Rehearsed and demo’d mostly in a Brooklyn basement apartment during late night recording sessions, Darkness Sunshine derives its luminescence from the fact that Lyo and Bergida had to play very quietly to avoid disturbing the neighbors. No strangers to effects pedals and amplifiers in other projects, they opted to rely on natural resonance with New Indiana. But cranking their preamps gave the recordings a sheen they hadn’t expected, and the end result is an ambience that’s both intimate and immense, not unlike a whisper rising to the vaulted ceilings of a cathedral.
Where so many artists (with good reason) succumb to the allure of twang, on New Indiana’s debut Darkness Sunshine, Lyo and Bergida set off for… somewhere else. As far as anyone involved in the making of Darkness Sunshine knows, there’s no real-life place named New Indiana. But it’s not quite fair to say that it doesn’t exist. The album references myriad locales that spark the imagination: Montana, the Grand Canyon, the Pacific Coast, the Yucatàn city of Mérida, etc. In some respects, then, Darkness Sunshine functions as a set of travelogue postcards.

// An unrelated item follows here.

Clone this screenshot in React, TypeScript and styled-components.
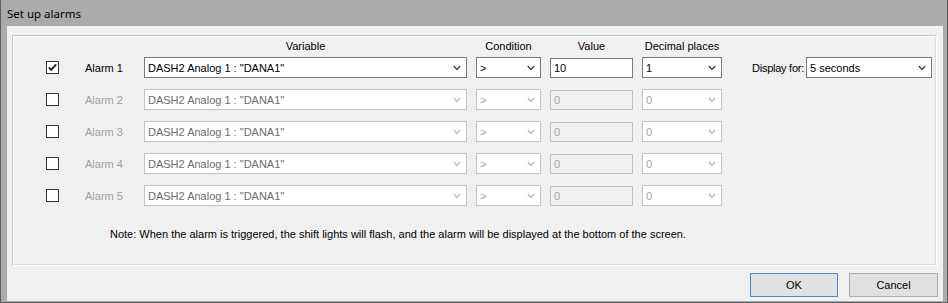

Fair enough — the pair has seen its share of tumbleweeds, deserts, mountains, ocean water, and open skies. (Lyo and Bergida also play as perhaps the world’s most unconventional wedding band, New York Ceremony Music.) But Darkness Sunshine also grapples with the discrepancies between the idea of one’s homeland as mythical fable, as conflicting idealized visions, and as bitter truth. Likewise, the music bears the contours of growth and tribulation that every close friendship, every community must inevitably weather — understanding paid for with friction.
Randy Bergida and Topu Lyo have never recorded their more difficult exchanges, but Darkness Sunshine wouldn’t be what it is without them: a serene record whose healing light shines all the brighter against the shadows it casts.